Friday, December 09, 2005

Are the PSAT's anti-frum?

Don't you love frum sterotyping.

Baltimore Jewish Times:

In a Nov. 7 letter to the ETS, Rabbi David Zweibel, executive vice president for government and public affairs at Agudath Israel of America, an Orthodox advocacy organization, wrote that "the PSAT contained a passage that has provoked numerous expressions of dismay and objection from our constituent schools. I bring this matter to your attention for your immediate consideration and, I hope, corrective action."
The comprehension question was excerpted from a book authored by Ehud Havazelet and titled "Like Never Before" (Farrar, Straus & Giroux), which chronicles a middle-aged man who is torn by his break with his Orthodox past. One of the sentences in the passage describes students who attend a school as
"those pale boys with green suits, smugly arguing laws nobody but they cared about anyway."
Another part of the passage states, "The impression [the son] always got approaching the father's classroom was of books as an ocean, his father adrift among them, possibly going down."

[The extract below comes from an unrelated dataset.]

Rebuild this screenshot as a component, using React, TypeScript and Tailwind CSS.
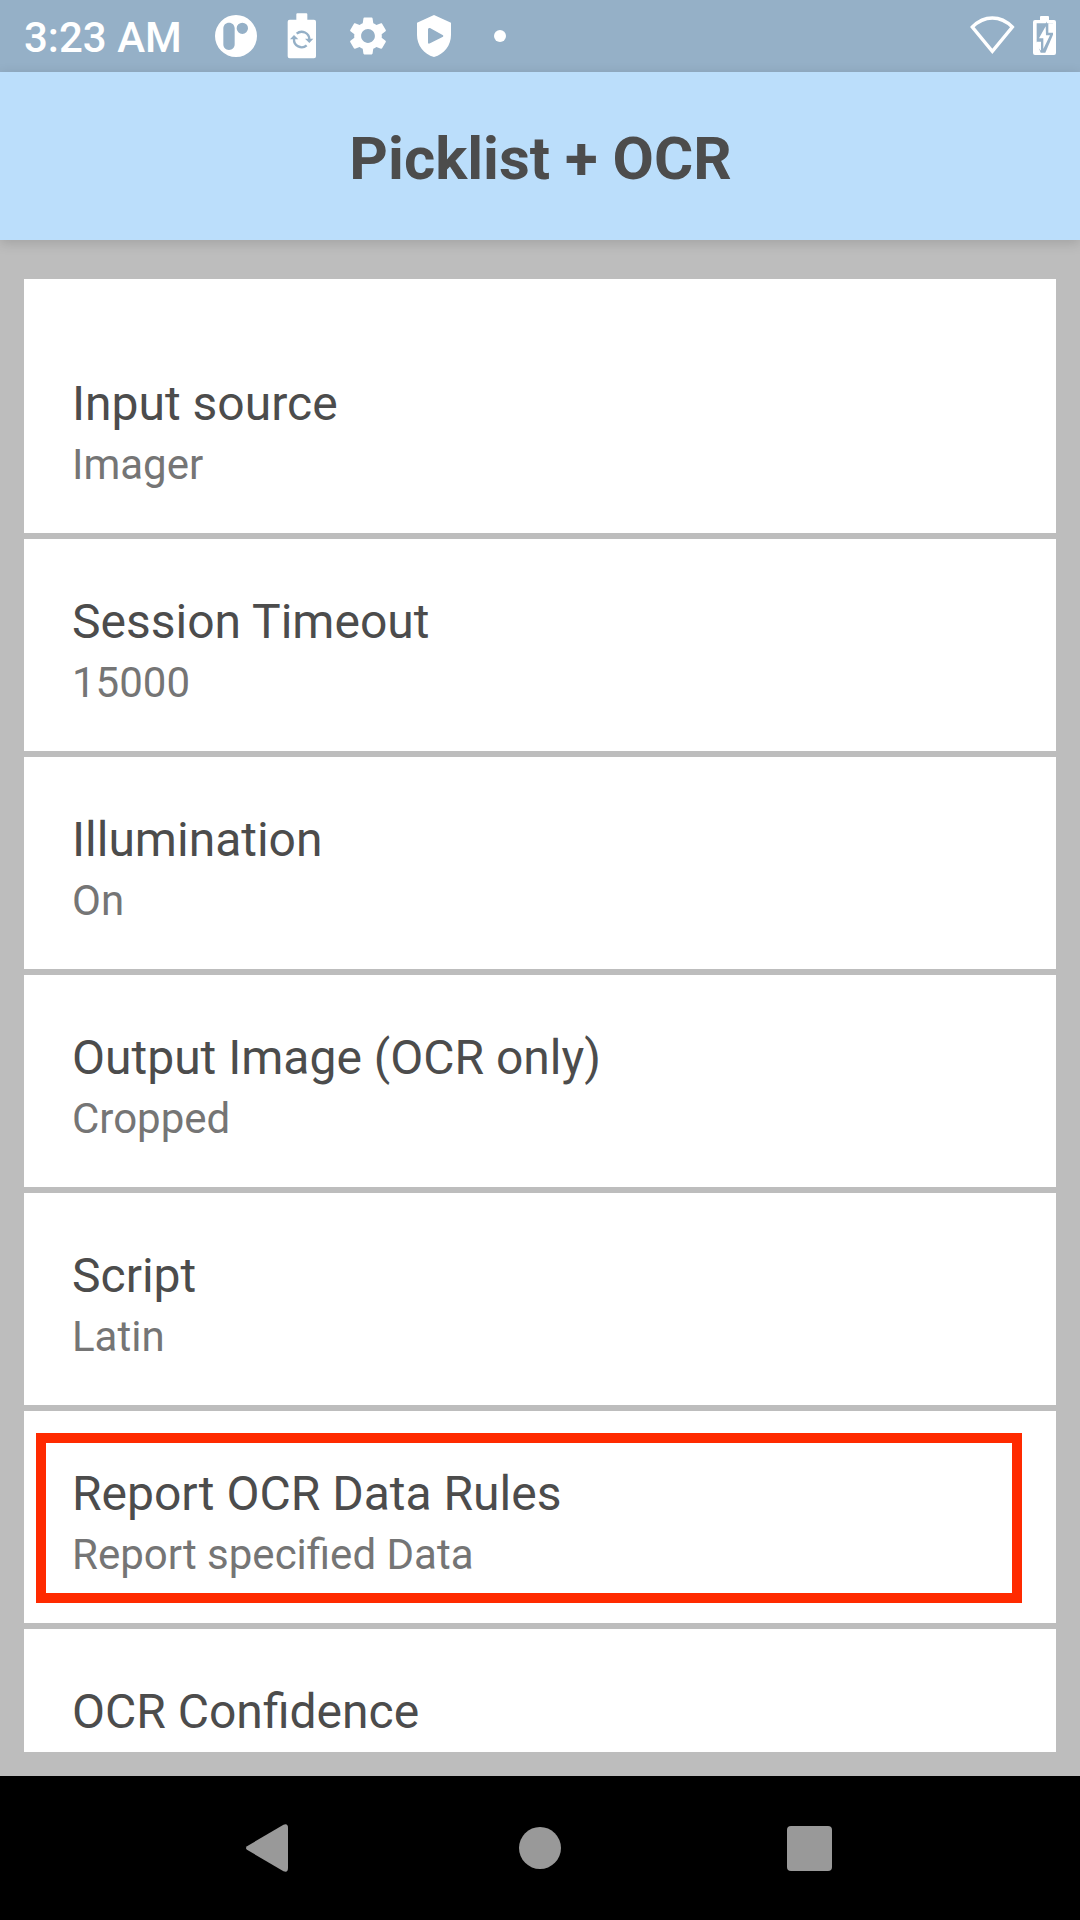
import React from "react";

type Setting = { title: string; value?: string; highlighted?: boolean };

const settings: Setting[] = [
  { title: "Input source", value: "Imager" },
  { title: "Session Timeout", value: "15000" },
  { title: "Illumination", value: "On" },
  { title: "Output Image (OCR only)", value: "Cropped" },
  { title: "Script", value: "Latin" },
  { title: "Report OCR Data Rules", value: "Report specified Data", highlighted: true },
  { title: "OCR Confidence" },
];

function StatusBar() {
  return (
    <div className="flex h-[72px] shrink-0 items-center bg-[#95b0c7] pl-6 pr-6 text-white">
      <span className="w-[191px] whitespace-nowrap pt-[3px] text-[42px] font-medium leading-[50px]">3:23 AM</span>
      {/* App badge */}
      <svg className="h-[42px] w-[42px]" viewBox="0 0 126 126" fill="currentColor">
        <path
          fillRule="evenodd"
          d="M63 0a63 63 0 1 1 0 126a63 63 0 1 1 0-126ZM42 23c-10 0-17 7-17 17v48c0 10 7 17 17 17s17-7 17-17V40c0-10-7-17-17-17ZM82 23a17 17 0 1 0 0 34a17 17 0 1 0 0-34Z"
        />
      </svg>
      {/* Battery with sync arrows */}
      <svg className="ml-[30px] h-[46px] w-[30px]" viewBox="0 0 90 138">
        <path
          fill="currentColor"
          d="M28 4q0-3 3-3h27q3 0 3 3v16h20q6 0 6 6v104q0 6-6 6H8q-6 0-6-6V26q0-6 6-6h20Z"
        />
        <g fill="none" stroke="#95b0c7" strokeWidth="7">
          <path d="M29 62A23 23 0 0 1 67 80" />
          <path d="M59 97A23 23 0 0 1 21 78" />
        </g>
        <path fill="#95b0c7" d="M54 77h25l-12 13ZM9 79h25L21 66Z" />
      </svg>
      {/* Settings gear */}
      <svg className="ml-[28px] h-[46px] w-[46px]" viewBox="0 0 24 24" fill="currentColor">
        <path d="M19.14 12.94c.04-.3.06-.61.06-.94 0-.32-.02-.64-.07-.94l2.03-1.58c.18-.14.23-.41.12-.61l-1.92-3.32c-.12-.22-.37-.29-.59-.22l-2.39.96c-.5-.38-1.03-.7-1.62-.94l-.36-2.54c-.04-.24-.24-.41-.48-.41h-3.84c-.24 0-.43.17-.47.41l-.36 2.54c-.59.24-1.13.57-1.62.94l-2.39-.96c-.22-.08-.47 0-.59.22L2.74 8.87c-.12.21-.08.47.12.61l2.03 1.58c-.05.3-.09.63-.09.94s.02.64.07.94l-2.03 1.58c-.18.14-.23.41-.12.61l1.92 3.32c.12.22.37.29.59.22l2.39-.96c.5.38 1.03.7 1.62.94l.36 2.54c.05.24.24.41.48.41h3.84c.24 0 .44-.17.47-.41l.36-2.54c.59-.24 1.13-.56 1.62-.94l2.39.96c.22.08.47 0 .59-.22l1.92-3.32c.12-.22.07-.47-.12-.61l-2.01-1.58zM12 15.6c-1.98 0-3.6-1.62-3.6-3.6s1.62-3.6 3.6-3.6 3.6 1.62 3.6 3.6-1.62 3.6-3.6 3.6z" />
      </svg>
      {/* Play shield */}
      <svg className="ml-[26px] h-[42px] w-[34px]" viewBox="0 0 102 126" fill="currentColor">
        <path
          fillRule="evenodd"
          d="M51 0L102 23V60C102 90 82 118 51 126C20 118 0 90 0 60V23ZM33 43V83Q34 88 39 85L78 65Q80 63 78 61L39 39Q34 38 33 43Z"
        />
      </svg>
      <span className="ml-[43px] h-3 w-3 rounded-full bg-white" />
      {/* Wi-Fi outline */}
      <svg
        className="mb-[2px] ml-auto h-[38px] w-[45px]"
        viewBox="0 0 135 114"
        fill="none"
        stroke="currentColor"
        strokeWidth="10"
      >
        <path d="M7 33Q34 6 67 6T127 33L67 106Z" />
      </svg>
      {/* Charging battery */}
      <svg className="mb-[2px] ml-[18px] h-[39px] w-[23px]" viewBox="0 0 69 117">
        <path
          fill="currentColor"
          d="M21 3q0-3 3-3h21q3 0 3 3v9h15q6 0 6 6v93q0 6-6 6H6q-6 0-6-6V18q0-6 6-6h15Z"
        />
        <path fill="#95b0c7" d="M11 22H60V56L37 110H23L11 78Z" />
        <path fill="currentColor" d="M11 77H24V104L11 90ZM46 22H61V50H46Z" />
        <path fill="currentColor" stroke="#95b0c7" strokeWidth="8" paintOrder="stroke" d="M38 31L18 67H31V99L51 58H39Z" />
      </svg>
    </div>
  );
}

function SettingCard({ title, value, highlighted, first }: Setting & { first: boolean }) {
  return (
    <div className={`relative flex shrink-0 flex-col bg-white px-12 ${first ? "h-[254px] pt-[96px]" : "h-[212px] pt-[54px]"}`}>
      <div className="whitespace-nowrap text-[48px] leading-[57px] text-[#4c4c4c]">{title}</div>
      {value && <div className="mt-2 whitespace-nowrap text-[42px] leading-[49px] text-[#757575]">{value}</div>}
      {highlighted && (
        <div className="absolute left-3 top-[22px] h-[170px] w-[986px] border-[10px] border-[#ff2a00]" />
      )}
    </div>
  );
}

function NavBar() {
  return (
    <nav className="flex h-36 shrink-0 items-center justify-center bg-black text-[#999]">
      <div className="flex w-[270px] justify-center pr-[6px]">
        <svg className="h-[48px] w-[44px]" viewBox="0 0 44 48" fill="currentColor">
          <path d="M2 22.2L38.5.8Q43-1 43 4V44Q43 49 38.5 47.2L2 25.8Q0 24 2 22.2Z" />
        </svg>
      </div>
      <div className="flex w-[270px] justify-center">
        <span className="h-[42px] w-[42px] rounded-full bg-[#999]" />
      </div>
      <div className="flex w-[270px] justify-center pr-px">
        <span className="h-[45px] w-[45px] rounded-[4px] bg-[#999]" />
      </div>
    </nav>
  );
}

export default function App() {
  return (
    <div className="flex h-[1920px] w-[1080px] flex-col overflow-hidden bg-[#bdbdbd] font-['Roboto',sans-serif]">
      <StatusBar />
      <header className="z-10 flex h-[168px] shrink-0 items-center justify-center bg-[#bbdefb] pl-px pt-[6px] shadow-[0_3px_12px_rgba(0,0,0,0.15)]">
        <h1 className="text-[60px] font-bold leading-[70px] text-[#4c4c4c]">Picklist + OCR</h1>
      </header>
      <main className="mx-6 mb-6 mt-[39px] flex min-h-0 flex-1 flex-col gap-1.5 overflow-hidden">
        {settings.map((s, i) => (
          <SettingCard key={s.title} {...s} first={i === 0} />
        ))}
      </main>
      <NavBar />
    </div>
  );
}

The passage offered students five possible answers to the question of whether the son's perception of his father was of being "a) easily distracted, b) humorously animated, c) unwillingly confined, d) nearly overwhelmed and e) seriously endangered."
Wrote Rabbi Zweibel: "We realize, of course, that this is nothing more than a piece of literature and that the mature reader may recognize that the narrator's contemptuous description of the school's students and the subject of their studies may simply reflect his own jaundiced perspective."
But he wrote that the vast majority of students taking the PSAT have no inkling of what goes "on in Jewish schools." He characterized the passage as "offensive, dangerous imagery."
"ETS owes the Jewish community an apology," wrote Rabbi Zweibel...


"Green" suits? Moldy?
Their apology should include for all "pale" orthodox jews, 20 extra points .
posted by Yeshiva Orthodoxy
at 1:10 AM

2 Comments:

Anonymous Anonymous said...

Oh please, cry me a river. Yeshivos are in fact filled with (generally) "pale boys... arguing laws nobody but they cared about anyway."

Most people in the world could not care less about the sugyos we learn in Yevamos, for example. In fact, I think it's pretty fair to say they couldn't care less about more relevant mesechtas either. So what is R' Zweibel's problem?

Also, I don't see what's wrong with the question:
"whether the son's perception of his father was of being a) easily distracted, b) humorously animated, c) unwillingly confined, d) nearly overwhelmed and e) seriously endangered."

It was simply asking for what the son's perception was, not some kind of objective assessment of Yeshiva life.

5:16 AM  
Anonymous Anonymous said...

And if they used a description of "thuggish looking inner city youth car jacking a tourist who took the wrong exit from the freeway"? I suppose you'd argue that was as factually correct?